Flux
Già sapevo mentre ci offrivano la cena, che sarebbe finita così; eravamo in un locale fighettissimo della parte più altolocata di Dublino, l’infilata di case vittoriane prospiciente St. Stephen’s Green, dove una cameriera francese anoressica dal peso massimo di venticinque chili ci serviva dinieghi a strati di sdegno successivo; e non solo non si può avere un calice di champagne sfuso, ma se ti chiedo la bistecca senza sauce Béarnaise e tu mi dici di sì e poi me la porti grondante albume imburrato, ecco, allora sei proprio conica come sembri; perchè, come disse il grande filosofo Jean-Paul Sartre, “Tu es encore plus con que tu n’en as l’air” – Sartre, La Mort dans l’âme, 1949, p. 170, per quanto nel caso si dovrebbe usare il femminile conne*.
Ciò detto, la fighettaggine del locale imponeva che non appena il tuo bicchiere di vino da trenta euro a bottiglia scendesse sotto la vaga metà , esso venisse riempito fino all’orlo; e ciò spiega il mio desiderio di compiere – in una piena, fresca notte – una mezz’oretta di passeggiata di ritorno, invece che prendere un taxi con tutti gli altri; gli altri essendo un simpatico indiano di Chennai, un simpatico cinese di Hong Kong, e un gruppo di simpatici americani di mezz’età , compreso un consigliere d’amministrazione di Afilias – che, in una vita precedente, ha fatto l’accordatore di racchette di Jimmy Connors e Pete Sampras – e un Vice President di GoDaddy.
E così, non volendo spaventare gli altri prendendo dritti per il lato remoto di St. Stephens Green – che poi magari si preoccupano che tu non sappia dove stai andando – ci si ritrova giù per Dawson Street e poi per Nassau, gridando tra sè e sé “I am FAIIRRRRRLLLY drunk”, pur non essendolo, visto che il resto della via è popolato di villici in giacca e cravatta più formali della tua, e alticci altrettanto o probabilmente di più.
E’ solo che dopo un po’ di passeggiata ci si ritrova davanti all’angolo d’un altro giardino e ci si dice, “Ma questa non sarà mica Merrion Square, che ho camminato dieci minuti e sono ancora qui?”, e in effetti lo era, e non finisce qui: per fortuna che pur in mezzo all’allegria dopo dieci metri mi son chiesto se non fosse già quello l’angolo giusto, e son tornato indietro, visto che effettivamente, nascosto dietro una casa assassina, c’era l’imbocco dell’unico passaggio verso Pearse Street e la relativa stazione della DART (che sarebbe il Dublin Area Rapid Transit ovvero la ferrovia suburbana; gli irrici, che hanno il senso della misura, l’hanno ufficialmente chiamata “freccetta” in onore dei suoi picchi di velocità attorno ai trentacinque orari).

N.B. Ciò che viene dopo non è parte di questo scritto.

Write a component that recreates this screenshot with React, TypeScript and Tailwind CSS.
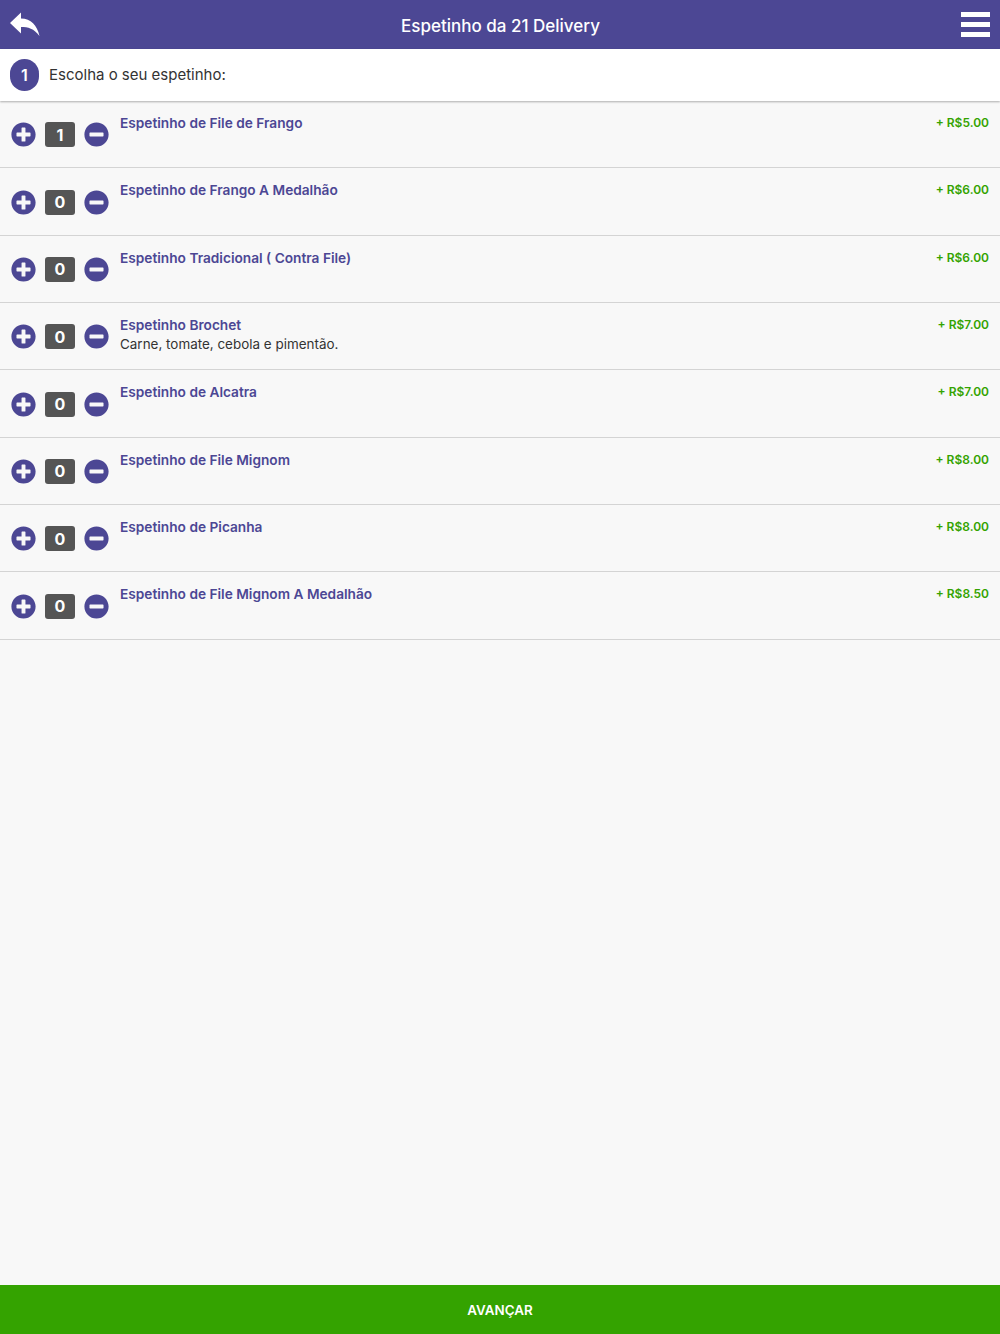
import React from 'react';
import { FaMinusCircle, FaPlusCircle } from 'react-icons/fa';

const items = [
  { name: 'Espetinho de File de Frango', price: '+ R$5.00', qty: 1 },
  { name: 'Espetinho de Frango A Medalhão', price: '+ R$6.00', qty: 0 },
  { name: 'Espetinho Tradicional ( Contra File)', price: '+ R$6.00', qty: 0 },
  { name: 'Espetinho Brochet', description: 'Carne, tomate, cebola e pimentão.', price: '+ R$7.00', qty: 0 },
  { name: 'Espetinho de Alcatra', price: '+ R$7.00', qty: 0 },
  { name: 'Espetinho de File Mignom', price: '+ R$8.00', qty: 0 },
  { name: 'Espetinho de Picanha', price: '+ R$8.00', qty: 0 },
  { name: 'Espetinho de File Mignom A Medalhão', price: '+ R$8.50', qty: 0 },
];

const App = () => {
  return (
    <div className="h-screen flex flex-col bg-[#f8f8f8] font-['Inter',sans-serif] overflow-hidden">
      {/* Header */}
      <header className="h-[49px] shrink-0 bg-[#4c4794] text-white flex items-center justify-between pl-[10px] pr-[10px]">
        <svg viewBox="0 0 30 24" className="w-[30px] h-[24px] -mt-[2px] fill-white">
          <path d="M0 11 L11 0.5 L11 6.5 C21 6.5 27 13 29.5 24 C24 16.5 18 15 11 15 L11 21.5 Z" />
        </svg>
        <h1 className="text-[17px] font-medium mt-[4px]">Espetinho da 21 Delivery</h1>
        <svg viewBox="0 0 29 25" className="w-[29px] h-[25px] fill-white">
          <rect x="0" y="0" width="29" height="5" />
          <rect x="0" y="10" width="29" height="5" />
          <rect x="0" y="20" width="29" height="5" />
        </svg>
      </header>

      {/* Step title */}
      <div className="h-[52px] shrink-0 bg-white flex items-center pl-[10px] shadow-[0_1px_2px_rgba(0,0,0,0.3)] relative">
        <div className="w-[29px] h-[32px] rounded-full bg-[#4c4794] text-white flex items-center justify-center text-[16px] font-semibold">
          1
        </div>
        <p className="ml-[10px] text-[15px] text-[#333333]">Escolha o seu espetinho:</p>
      </div>

      {/* Items */}
      <ul className="flex-1">
        {items.map((item, index) => (
          <li key={index} className="h-[67.35px] border-b border-[#d4d4d4] flex pl-[11px] pr-[11px]">
            <div className="flex items-center gap-[9px] h-full pt-[1px] shrink-0 text-[#4c4794]">
              <FaPlusCircle className="w-[25px] h-[25px]" />
              <span className="w-[30px] h-[25px] rounded-[3px] bg-[#555555] text-white text-[16px] font-bold flex items-center justify-center">
                {item.qty}
              </span>
              <FaMinusCircle className="w-[25px] h-[25px]" />
            </div>
            <div className="ml-[11px] flex-1 pt-[12px]">
              <p className="text-[13.7px] leading-[20px] font-semibold text-[#4c4794]">{item.name}</p>
              {item.description && (
                <p className="text-[13.45px] leading-[19px] text-[#333333]">{item.description}</p>
              )}
            </div>
            <span className="pt-[12px] text-[12px] leading-[20px] font-semibold text-[#34a300]">{item.price}</span>
          </li>
        ))}
      </ul>

      {/* Footer */}
      <button className="h-[49px] shrink-0 pt-[1px] bg-[#34a300] text-white text-[13.4px] font-semibold">AVANÇAR</button>
    </div>
  );
};

export default App;
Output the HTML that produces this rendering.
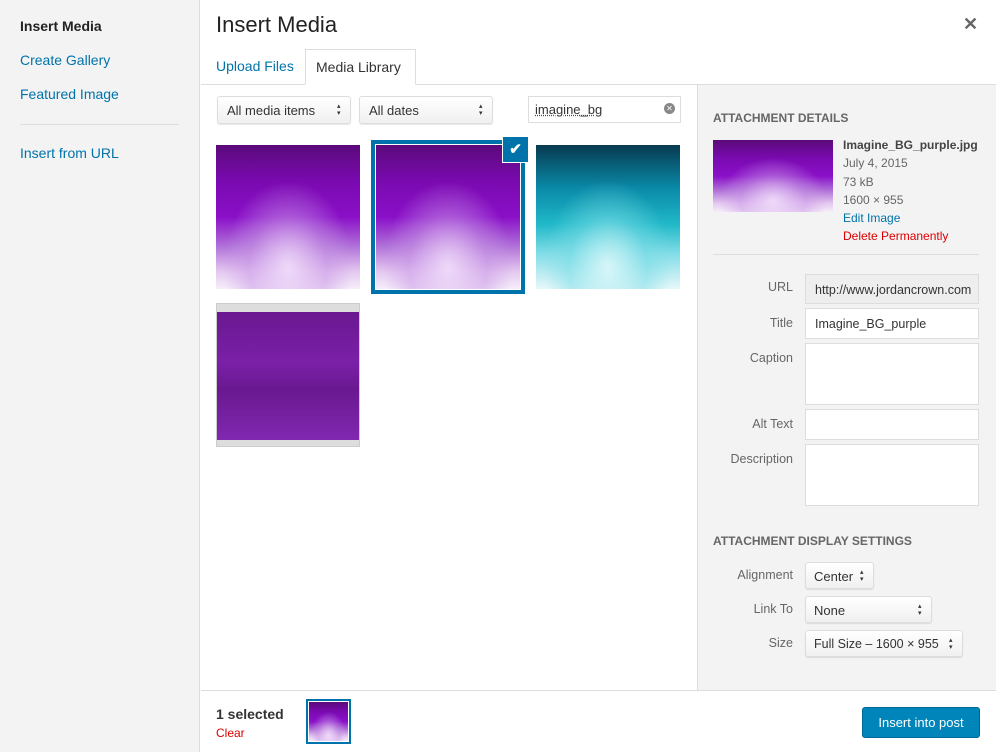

Se no, mi ripescavate domani a Dun Laoghaire.
Quindi, prendo giù per East Lombard, attraversando un quartiere di case popolarissime con tarri alle finestre, punteggiato da pub piantonati all’esterno da culi improponibili di bellezze locali rese lievissimamente sovrappeso da qualche ettolitro di Guinness per day. Alla fine, si sbuca sul fiume proprio di fronte all’ultimo ponte, quello pedonale, su cui improvvise, marcando la fine della terra di nessuno, si protrudono coppiette a ripetizione. Di lì, cinque minuti a fianco di una strana coda di auto sul lungofiume, e poi si arriva all’albergo giusto in tempo per incrociare nella hall un pullman targato GinoBramieri, con le relative bruttezze moleste ambosessi, ubriache nell’ascensore.
Certo che, a veder le inglesi, s’ipervaluta l’Irlanda.
* Nel caso proprio non aveste capito e voleste tutta l’etimologia spiattellata, il termine deriva dal latino cunnus, che nel lessico internazionale moderno è rimasto in uso al genitivo nell’ambito di una locuzione prevalentemente utilizzata per – ok, vado a dormire.
24 Aprile 2007, 01:46
su gunnu ? (sardo)
ciao
24 Aprile 2007, 02:32
Standing ovation.
24 Aprile 2007, 19:21
Mamma mia! Assomiglia a un racconto di E.A. Poe!